After the death of her partner in 2014, and similarly to Warren’s case, Samantha Jefferies was told that her and her husband’s embryos would only be stored for two years due to a change in clinical policy: after two unsuccessful cycles of IVF on the NHS, the couple had run out of NHS funding. This was in spite of the fact that the couple had signed consent forms for 10 years storage and posthumous use of their embryos. Again, judge Sir James Munby ruled in favour of Jefferies, finding that it was ‘obviously right’ that the embryos be stored for 10 years as per the stipulations of the couple’s consent forms. It should also be noted that in this case the clinic at which Jefferies had been receiving treatment, Sussex Downs Fertility Centre, acknowledged Jefferies’ argument and paid her legal fees.

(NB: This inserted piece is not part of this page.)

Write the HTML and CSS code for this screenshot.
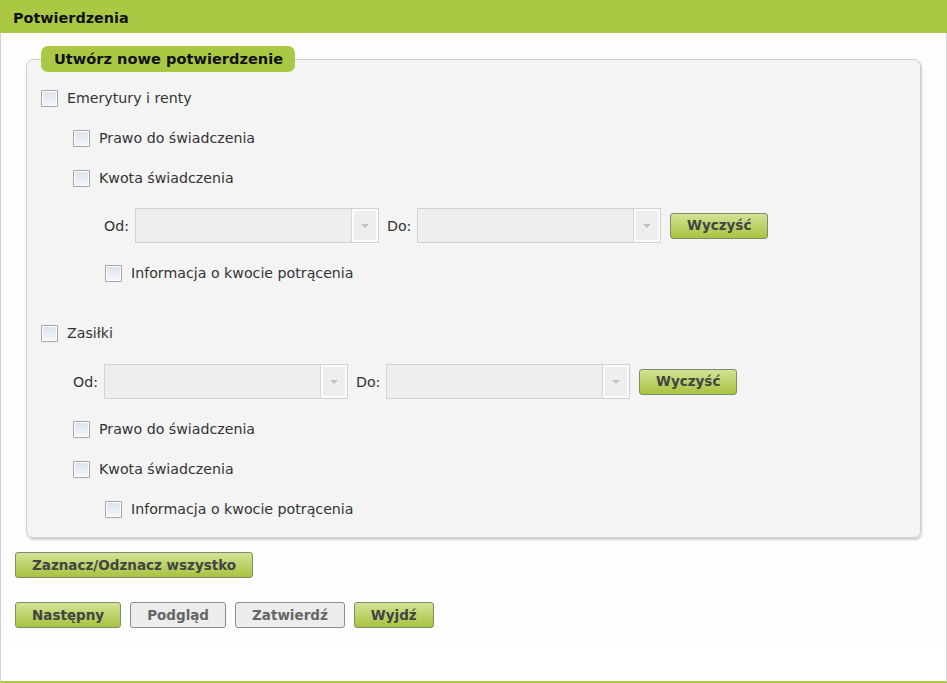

These three cases all highlight the rigidity of English law on the matter of posthumous reproduction in contrast to that of Australia. Blood’s hearing was classed as unique, meaning it has no influence over future cases, and without consent she was still not allowed to receive IVF in the UK; in both Warren and Jefferies’ cases, consent had already been given but it was simply no longer renewable. This degree of caution in using posthumous reproductive material is understandable. The emotional and financial strain placed on a single parent household can be substantial and, in legal terms, a child conceived after the death of one of their parents can make no claim on that parent’s financial assets, being considered their legal child only in relation to their birth certificate. However, as societal patterns and conventions of family planning continue to shift, with male fertility in the Western world reportedly in decline, and with women having children older, policymakers will have to ensure that current law develops and adapts to the rapidly transforming nature of modern family building.